In other words, on MySpace the occasional glitch might mean the Web site loses track of someone's latest profile update, but it doesn't mean the site has lost track of that person's money. "That's one of the keys to the Web site's performance, knowing that we can accept some loss of data," Benedetto says. So, MySpace has configured SQL Server to extend the time between the "checkpoints" operations it uses to permanently record updates to disk storage—even at the risk of losing anywhere between 2 minutes and 2 hours of data—because this tweak makes the database run faster.

Classic.

Tuesday January 09, 2007
06:46 PM

POD + perltidy?

Does anyone have a handy way to run perltidy on code embedded in POD? It feels very backwards to be indenting that by hand when I run perltidy for everything else. Maybe an extension to Pod::Tidy?

Friday September 01, 2006
03:22 PM

Are we done with Joel Spolsky now?

I've never been a fan of Joel's writing, but he kind of clinched the deal with this one. To quote:

...the bottom line is that there are three and a half platforms (C#, Java, PHP, and a half Python) that are all equally likely to make you successful, an infinity of platforms where you're pretty much guaranteed to fail spectacularly when it's too late to change anything (Lisp, ISAPI DLLs written in C, Perl)...
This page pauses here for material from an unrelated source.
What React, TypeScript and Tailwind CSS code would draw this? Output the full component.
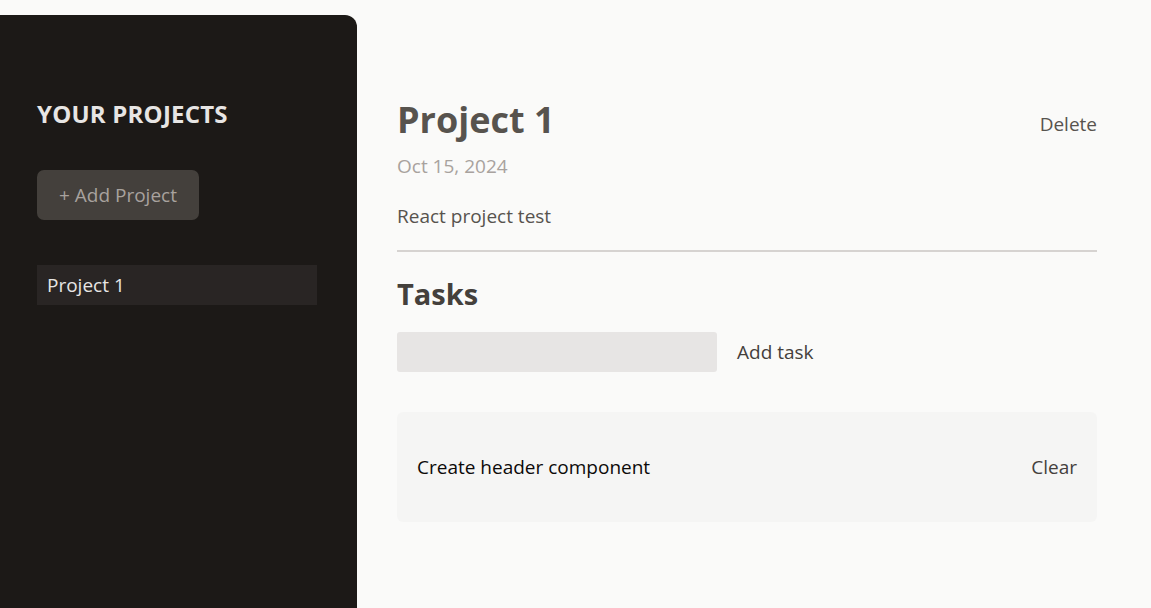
import { useState } from 'react';

interface Task {
    id: number;
    text: string;
}

export default function App() {
    const [tasks, setTasks] = useState<Task[]>([{ id: 1, text: 'Create header component' }]);
    const [entered, setEntered] = useState('');

    function handleAdd() {
        if (entered.trim() === '') return;
        setTasks((prev) => [{ id: Date.now(), text: entered }, ...prev]);
        setEntered('');
    }

    return (
        <div className="min-h-screen bg-[#fafaf9] flex gap-[40px] pt-[15px] font-['Open_Sans',sans-serif]">
            <aside className="w-[357px] h-[593px] shrink-0 bg-[#1c1917] text-[#fafaf9] rounded-tr-[12px] px-[37px] pt-[84px]">
                <h2 className="text-[24px] leading-[30px] font-bold uppercase tracking-[0.2px] text-[#e7e5e4]">Your Projects</h2>
                <div className="mt-[41px]">
                    <button className="h-[50px] px-[22px] rounded-[7px] bg-[#44403c] text-[#a8a29e] text-[19px]">
                        + Add Project
                    </button>
                </div>
                <ul className="mt-[45px]">
                    <li>
                        <button className="w-[280px] h-[40px] text-left px-[10px] bg-[#292524] text-[#e7e5e4] text-[19px]">
                            Project 1
                        </button>
                    </li>
                </ul>
            </aside>

            <div className="w-[700px] pt-[83px]">
                <header className="pb-[20px] mb-[16px] border-b-2 border-[#d6d3d1]">
                    <div className="flex items-center justify-between">
                        <h1 className="text-[36px] leading-[44px] font-bold text-[#57534e]">Project 1</h1>
                        <button className="mt-[8px] text-[19px] text-[#57534e]">Delete</button>
                    </div>
                    <p className="mt-[10px] text-[19px] leading-[28px] text-[#a8a29e]">Oct 15, 2024</p>
                    <p className="mt-[22px] text-[19px] leading-[28px] text-[#57534e]">React project test</p>
                </header>

                <section>
                    <h2 className="text-[29px] leading-[36px] font-bold text-[#44403c] mt-[24px]">Tasks</h2>
                    <div className="flex items-center gap-[20px] mt-[20px]">
                        <input
                            type="text"
                            value={entered}
                            onChange={(e) => setEntered(e.target.value)}
                            className="w-[320px] h-[40px] px-[10px] rounded-[3px] bg-[#e7e5e4] outline-none"
                        />
                        <button onClick={handleAdd} className="text-[19px] text-[#44403c]">
                            Add task
                        </button>
                    </div>
                    <ul className="mt-[40px] p-[20px] rounded-[6px] bg-[#f5f5f4]">
                        {tasks.map((task) => (
                            <li key={task.id} className="flex justify-between items-center my-[20px] h-[30px]">
                                <span className="text-[19px] text-[#0c0a09]">{task.text}</span>
                                <button
                                    onClick={() => setTasks((prev) => prev.filter((t) => t.id !== task.id))}
                                    className="text-[19px] text-[#44403c]"
                                >
                                    Clear
                                </button>
                            </li>
                        ))}
                    </ul>
                </section>
            </div>
        </div>
    );
}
I just hope I can fail as spectacularly as Amazon, Yahoo, and TicketMaster have with their use of Perl.

And incidentally, eBay was originally an ISAPI DLL.

Thursday August 31, 2006
11:06 PM

HTTP Server Fever!

Is it just me, or is everyone writing an HTTP server these days? After Apache 2 became solid, it looked like there wasn't much of interest left to do in the world of HTTP servers, and the field had been fully commodified. CPAN had a half dozen or so Perl HTTP servers, all of which were fine for entertainment but not useful for real sites. You'd hear some crank on Slashdot shouting about thttpd (I swear that wasn't me), but it didn't set the world on fire.

Then the single-threaded servers started showing up in earnest. A non-blocking I/O approach to networking is well-known to scale better than threads or processes, and it appealed to developers in a very primal way -- it's fast! Well, not so much fast, since you'd run out of bandwidth long before that mattered, but you could handle lots of open connections to slow clients without any trouble.
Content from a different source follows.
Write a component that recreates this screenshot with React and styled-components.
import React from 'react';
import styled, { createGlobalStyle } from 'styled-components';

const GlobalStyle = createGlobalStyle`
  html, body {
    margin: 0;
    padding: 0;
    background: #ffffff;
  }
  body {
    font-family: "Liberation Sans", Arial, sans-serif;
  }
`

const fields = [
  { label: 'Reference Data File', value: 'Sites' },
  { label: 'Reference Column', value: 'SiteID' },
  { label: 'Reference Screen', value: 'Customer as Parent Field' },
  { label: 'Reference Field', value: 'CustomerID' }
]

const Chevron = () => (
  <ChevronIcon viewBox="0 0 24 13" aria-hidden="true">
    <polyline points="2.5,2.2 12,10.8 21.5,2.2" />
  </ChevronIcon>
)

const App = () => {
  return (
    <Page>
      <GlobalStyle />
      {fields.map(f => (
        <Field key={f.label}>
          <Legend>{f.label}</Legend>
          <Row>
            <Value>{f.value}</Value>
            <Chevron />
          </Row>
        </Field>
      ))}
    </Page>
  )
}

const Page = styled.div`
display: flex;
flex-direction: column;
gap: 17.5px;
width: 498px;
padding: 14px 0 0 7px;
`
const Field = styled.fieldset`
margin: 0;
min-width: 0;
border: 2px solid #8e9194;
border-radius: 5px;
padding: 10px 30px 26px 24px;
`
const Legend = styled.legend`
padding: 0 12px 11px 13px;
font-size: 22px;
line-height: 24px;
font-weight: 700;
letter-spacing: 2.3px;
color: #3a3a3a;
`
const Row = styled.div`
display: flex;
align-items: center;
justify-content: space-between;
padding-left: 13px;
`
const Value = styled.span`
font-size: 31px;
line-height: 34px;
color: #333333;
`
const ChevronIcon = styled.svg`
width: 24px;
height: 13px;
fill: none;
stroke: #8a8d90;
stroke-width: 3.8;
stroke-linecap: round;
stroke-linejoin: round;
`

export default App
Lighttpd quickly became a star, especially in the PHP and Ruby worlds. (Why were Rails developers looking for a faster web server rather than trying to fix Ruby's performance problems? Probably because it's a much easier problem.)
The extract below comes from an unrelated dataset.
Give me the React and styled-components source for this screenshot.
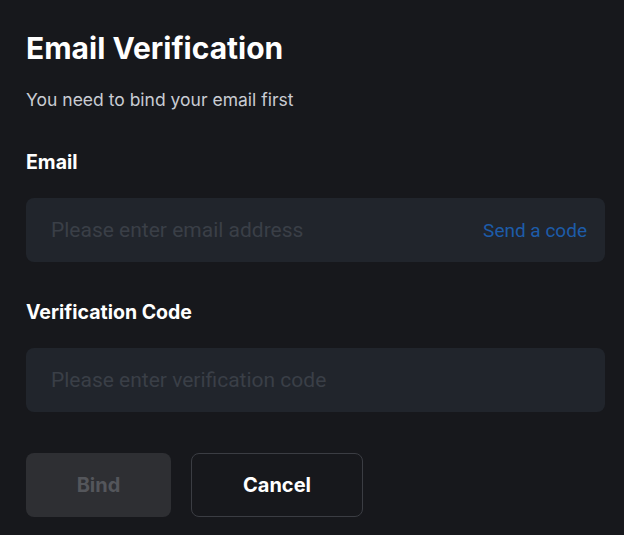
import styled, { createGlobalStyle } from "styled-components";

const GlobalStyle = createGlobalStyle`
  html, body {
    margin: 0;
    padding: 0;
    background: #17181c;
  }
  body {
    font-family: Inter, "Noto Sans", sans-serif;
  }
`;

const App = () => {
  return (
    <>
      <GlobalStyle />
      <Panel>
        <Title>Email Verification</Title>
        <Subtitle>You need to bind your email first</Subtitle>

        <Field>
          <Label>Email</Label>
          <InputBox>
            <Input placeholder="Please enter email address" />
            <SendLink>Send a code</SendLink>
          </InputBox>
        </Field>

        <Field>
          <Label>Verification Code</Label>
          <InputBox>
            <Input placeholder="Please enter verification code" />
          </InputBox>
        </Field>

        <Actions>
          <Button disabled>Bind</Button>
          <Button $outline>Cancel</Button>
        </Actions>
      </Panel>
    </>
  );
};

const Panel = styled.div`
  padding: 31px 19px 0 26px;
  display: flex;
  flex-direction: column;
`;

const Title = styled.h1`
  margin: 0;
  font-size: 30px;
  line-height: 34px;
  font-weight: 700;
  color: #ffffff;
`;

const Subtitle = styled.p`
  margin: 23px 0 0;
  font-size: 17.5px;
  line-height: 24px;
  color: #c9ccd3;
`;

const Field = styled.div`
  display: flex;
  flex-direction: column;
  gap: 23px;
  margin-top: 37px;
`;

const Label = styled.label`
  font-size: 19.5px;
  line-height: 26px;
  font-weight: 700;
  color: #ffffff;
`;

const InputBox = styled.div`
  height: 64px;
  background: #21252c;
  border-radius: 8px;
  display: flex;
  align-items: center;
  padding: 0 18px 0 25px;
`;

const Input = styled.input`
  flex: 1;
  min-width: 0;
  background: transparent;
  border: none;
  outline: none;
  padding: 0;
  font-family: Roboto, Inter, sans-serif;
  font-size: 21px;
  color: #ffffff;

  &::placeholder {
    color: #3a3f47;
  }
`;

const SendLink = styled.span`
  font-family: Roboto, Inter, sans-serif;
  font-size: 19px;
  color: #1d5ca9;
  cursor: pointer;
`;

const Actions = styled.div`
  display: flex;
  gap: 20px;
  margin-top: 41px;
`;

const Button = styled.button`
  height: 64px;
  width: ${(p) => (p.$outline ? "172px" : "145px")};
  border-radius: 8px;
  font-family: Inter, sans-serif;
  font-size: 20px;
  font-weight: 700;
  background: ${(p) => (p.$outline ? "transparent" : "#2e2f33")};
  color: ${(p) => (p.$outline ? "#ffffff" : "#54565b")};
  border: ${(p) => (p.$outline ? "1px solid #3b3d43" : "none")};
  cursor: pointer;

  &:disabled {
    cursor: not-allowed;
  }
`;

export default App;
Somewhere in there, Perlbal made the scene. It's a bit of a hodgepodge of features, having been developed to suit some particular in-house project needs, but an interesting sort of glue project to fill gaps in the Perl web app deployment story.

Some of the Rails guys then decided they didn't like FastCGI and would write their own HTTP server to replace it, called Mongrel. So far, the benchmarks I've seen make it look like performance has gotten worse compared to what they had with FastCGI, but it's still early so maybe they will improve that. They say they were doing it because the FastCGI implementations all had bugs, so maybe they don't care if it's slower anyway.

Meanwhile, people started popping up on the mod_perl list saying that they had built their own single-threaded servers. I usually ask people two things when they say this:

  • What will you do about DBI, and all of the other blocking network and file I/O calls that are the bread and butter of the average web app? Stalling your entire site while someone waits for a query is not going to work.
  • How is this better than running Perl on Lighttpd + FastCGI?

The only good answer I've heard to the first question so far is to ship the blocking stuff off to some separate persistent processes (e.g. mod_perl, PPerl, etc.) that you talk to over non-blocking I/O, and pick up the results when it's done. This is what Stas Bekman did with the single-threaded server he works on at MailChannels (for blocking spam). It's also what Matt Sergeant seems to be planning for his new single-threaded AxKit2 HTTP server.

Meanwhile, back at the Apache 2 camp, mod_proxy has picked up useful new features like basic load balancing and people are experimenting with hybrid threaded/non-blocking I/O process models.

It's good to see innovation happening. Sometimes I do wonder if people are chasing the right things. I find it pretty easy to make a screamingly fast web app with basic Apache and mod_perl these days, so maybe pushing things in a direction that makes development harder (as I think single-threaded programming will be for most people) is not the best move for all of us. High-performance has an undeniable allure though, especially for people like us who still have to convince managers that Perl is fast enough for a web site. (Duh. Maybe you've heard of Amazon?) I'll certainly be paying attention though, to see what Matt and everyone else cooks up.

Sunday July 16, 2006
06:07 PM

job stats show Perl still leads the P languages

With the help of this job trends app, you can see that job postings for Perl continue to be much higher than those for PHP, Python, or Ruby (honorary P language). It's nowhere close to Java, but it's about twice PHP and leaves the others in the dust. Of course this says nothing about the actual quality of the jobs -- only that Perl skills are in demand.
Friday July 14, 2006
02:30 PM

Do they know they're learning Perl?

In this article on IBM's DeveloperWorks site, Bruce Tate (the guy who has been pimping Ruby in his book "Beyond Java") teaches Java developers some basics of Ruby text generation. He talks about strings (when you use double quotes, they interpolate variables!) and eval (where have I seen that before?) and then shows a templating system that appears to be a Ruby port of Text::Template (or any of the similar embedded Perl code modules, but nowhere close to a more powerful system like TT). Funny thing -- it all looks exactly like perl code, and demonstrates basic features of Perl.

I wonder if these Java programmers who are getting excited about learning Ruby realize that they're actually being taught Perl. Our evil plot to change the name to Ruby has succeeded beyond our wildest dreams. Welcome to the fold, DeveloperWorks readers.